Het Uwv heeft geen gebruik gemaakt van de gelegenheid een verweerschrift in te dienen.
Onder toepassing van artikel 8:57 van de Algemene wet bestuursrecht (Awb) is het onderzoek ter zitting achterwege gelaten. Vervolgens is het onderzoek gesloten.

OVERWEGINGEN

Artikel 8:75a, eerste lid, eerste volzin, van de Awb bepaalt dat in geval van intrekking van het beroep omdat het bestuursorgaan geheel of gedeeltelijk aan de indiener van het beroepschrift is tegemoetgekomen, het bestuursorgaan op verzoek van de indiener bij afzonderlijke uitspraak met toepassing van artikel 8:75 van de Awb in de kosten kan worden veroordeeld.
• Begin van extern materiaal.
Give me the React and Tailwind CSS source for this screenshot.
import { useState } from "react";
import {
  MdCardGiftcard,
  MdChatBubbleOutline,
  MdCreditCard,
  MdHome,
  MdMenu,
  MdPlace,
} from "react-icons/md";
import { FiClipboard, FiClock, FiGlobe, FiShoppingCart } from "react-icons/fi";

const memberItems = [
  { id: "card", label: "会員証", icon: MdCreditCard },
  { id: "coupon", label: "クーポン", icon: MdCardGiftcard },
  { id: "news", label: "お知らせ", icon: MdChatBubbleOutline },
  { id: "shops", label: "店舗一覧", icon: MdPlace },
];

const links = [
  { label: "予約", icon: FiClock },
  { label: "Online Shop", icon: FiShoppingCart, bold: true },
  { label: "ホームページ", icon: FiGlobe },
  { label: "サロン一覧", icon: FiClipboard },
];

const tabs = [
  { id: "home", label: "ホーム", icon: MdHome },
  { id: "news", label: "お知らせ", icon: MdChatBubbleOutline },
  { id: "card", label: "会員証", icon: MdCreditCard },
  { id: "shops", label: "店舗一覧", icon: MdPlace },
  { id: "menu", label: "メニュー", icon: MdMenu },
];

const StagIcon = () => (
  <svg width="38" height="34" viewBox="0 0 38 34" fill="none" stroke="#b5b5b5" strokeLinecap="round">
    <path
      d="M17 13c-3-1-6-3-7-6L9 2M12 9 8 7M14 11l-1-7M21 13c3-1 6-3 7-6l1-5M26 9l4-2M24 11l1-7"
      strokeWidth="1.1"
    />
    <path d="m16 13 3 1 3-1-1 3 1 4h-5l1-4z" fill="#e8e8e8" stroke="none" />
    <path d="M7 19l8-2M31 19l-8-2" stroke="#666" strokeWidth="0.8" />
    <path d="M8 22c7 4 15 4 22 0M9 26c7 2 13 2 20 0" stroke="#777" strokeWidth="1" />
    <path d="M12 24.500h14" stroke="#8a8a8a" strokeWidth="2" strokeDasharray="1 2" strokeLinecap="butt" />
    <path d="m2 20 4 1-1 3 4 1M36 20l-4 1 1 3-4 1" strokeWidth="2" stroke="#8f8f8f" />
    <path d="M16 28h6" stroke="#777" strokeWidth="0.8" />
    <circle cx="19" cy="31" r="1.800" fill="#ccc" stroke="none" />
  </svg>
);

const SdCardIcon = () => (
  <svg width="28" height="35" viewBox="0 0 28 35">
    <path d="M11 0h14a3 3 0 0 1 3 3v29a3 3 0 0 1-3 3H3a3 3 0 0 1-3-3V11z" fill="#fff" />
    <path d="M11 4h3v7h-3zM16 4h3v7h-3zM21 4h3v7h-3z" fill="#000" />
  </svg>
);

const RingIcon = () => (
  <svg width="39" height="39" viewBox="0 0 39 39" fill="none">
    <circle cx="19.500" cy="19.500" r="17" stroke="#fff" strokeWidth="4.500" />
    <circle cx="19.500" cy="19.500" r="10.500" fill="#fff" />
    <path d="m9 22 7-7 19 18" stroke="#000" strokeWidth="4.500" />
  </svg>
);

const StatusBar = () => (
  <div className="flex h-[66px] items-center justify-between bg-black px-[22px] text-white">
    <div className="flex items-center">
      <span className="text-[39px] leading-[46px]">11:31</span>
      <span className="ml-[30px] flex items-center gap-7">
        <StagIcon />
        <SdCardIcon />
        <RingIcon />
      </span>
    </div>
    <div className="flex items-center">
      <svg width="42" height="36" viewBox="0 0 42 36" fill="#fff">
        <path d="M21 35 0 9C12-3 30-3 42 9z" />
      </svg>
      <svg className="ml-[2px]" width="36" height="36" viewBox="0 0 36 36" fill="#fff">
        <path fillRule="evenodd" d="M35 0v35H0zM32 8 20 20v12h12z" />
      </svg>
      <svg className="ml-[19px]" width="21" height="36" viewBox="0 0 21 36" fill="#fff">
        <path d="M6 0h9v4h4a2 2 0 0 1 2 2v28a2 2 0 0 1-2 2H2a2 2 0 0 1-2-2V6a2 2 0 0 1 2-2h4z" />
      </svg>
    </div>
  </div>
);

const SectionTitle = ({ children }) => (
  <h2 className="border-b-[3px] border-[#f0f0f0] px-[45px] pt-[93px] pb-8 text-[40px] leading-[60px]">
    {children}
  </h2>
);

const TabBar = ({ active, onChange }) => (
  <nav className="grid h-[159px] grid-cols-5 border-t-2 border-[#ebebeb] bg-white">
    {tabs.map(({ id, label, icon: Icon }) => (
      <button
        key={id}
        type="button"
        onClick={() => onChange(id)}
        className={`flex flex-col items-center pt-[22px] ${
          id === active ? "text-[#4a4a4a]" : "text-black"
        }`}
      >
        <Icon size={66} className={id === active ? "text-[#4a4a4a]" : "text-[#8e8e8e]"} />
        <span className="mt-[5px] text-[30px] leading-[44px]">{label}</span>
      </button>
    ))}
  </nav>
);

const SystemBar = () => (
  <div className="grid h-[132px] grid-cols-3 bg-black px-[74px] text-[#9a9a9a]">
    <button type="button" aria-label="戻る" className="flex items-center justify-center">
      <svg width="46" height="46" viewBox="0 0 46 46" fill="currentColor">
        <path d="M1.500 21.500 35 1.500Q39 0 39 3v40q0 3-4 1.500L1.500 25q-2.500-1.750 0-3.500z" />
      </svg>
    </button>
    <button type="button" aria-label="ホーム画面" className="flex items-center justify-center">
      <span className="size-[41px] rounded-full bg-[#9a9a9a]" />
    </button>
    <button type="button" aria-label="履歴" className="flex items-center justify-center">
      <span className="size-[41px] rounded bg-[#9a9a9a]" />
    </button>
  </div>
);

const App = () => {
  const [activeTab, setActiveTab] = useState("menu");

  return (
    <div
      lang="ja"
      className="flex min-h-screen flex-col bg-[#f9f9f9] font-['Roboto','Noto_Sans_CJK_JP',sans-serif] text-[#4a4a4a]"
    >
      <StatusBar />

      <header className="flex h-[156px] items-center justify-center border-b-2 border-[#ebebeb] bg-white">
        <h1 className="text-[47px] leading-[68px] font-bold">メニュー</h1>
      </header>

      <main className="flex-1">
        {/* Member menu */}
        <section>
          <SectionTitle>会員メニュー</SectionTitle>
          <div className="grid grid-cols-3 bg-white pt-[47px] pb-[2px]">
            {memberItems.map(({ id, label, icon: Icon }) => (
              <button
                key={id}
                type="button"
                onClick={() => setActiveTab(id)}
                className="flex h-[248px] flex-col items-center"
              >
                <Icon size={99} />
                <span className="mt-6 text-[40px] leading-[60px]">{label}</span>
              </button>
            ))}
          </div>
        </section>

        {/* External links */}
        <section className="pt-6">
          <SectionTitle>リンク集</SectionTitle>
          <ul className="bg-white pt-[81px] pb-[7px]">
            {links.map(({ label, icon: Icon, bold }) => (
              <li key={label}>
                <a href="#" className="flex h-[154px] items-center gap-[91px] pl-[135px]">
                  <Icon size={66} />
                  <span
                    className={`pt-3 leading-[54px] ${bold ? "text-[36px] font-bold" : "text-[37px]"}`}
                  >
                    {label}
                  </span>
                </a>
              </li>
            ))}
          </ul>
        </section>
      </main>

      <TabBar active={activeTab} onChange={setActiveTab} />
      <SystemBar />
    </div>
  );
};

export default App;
Ingevolge artikel 8:108, eerste lid, van de Awb is deze bepaling van overeenkomstige toepassing op het hoger beroep.
Namens appellante is het hoger beroep ingetrokken omdat het Uwv met de beslissing op bezwaar van 3 december 2019 volledig aan de bezwaren van appellante is tegemoetgekomen.
De Raad ziet aanleiding het Uwv te veroordelen in de kosten die appellante in verband met de behandeling van het beroep en het hoger beroep redelijkerwijs heeft moeten maken. De proceskosten worden, ingevolge het Besluit proceskosten bestuursrecht, begroot op € 1.050,- in beroep en € 525,- in hoger beroep voor verleende rechtsbijstand.
Voor vergoeding van het betaalde griffierecht kan appellante zich rechtstreeks tot het Uwv wenden.

BESLISSING

De Centrale Raad van Beroep veroordeelt het Uwv in de kosten van appellant tot een bedrag van € 1.575,-.
Deze uitspraak is gedaan door J.P.M. Zeijen, in tegenwoordigheid van K.R. van Renswoude als griffier. De beslissing is uitgesproken in het openbaar op 12 augustus 2020.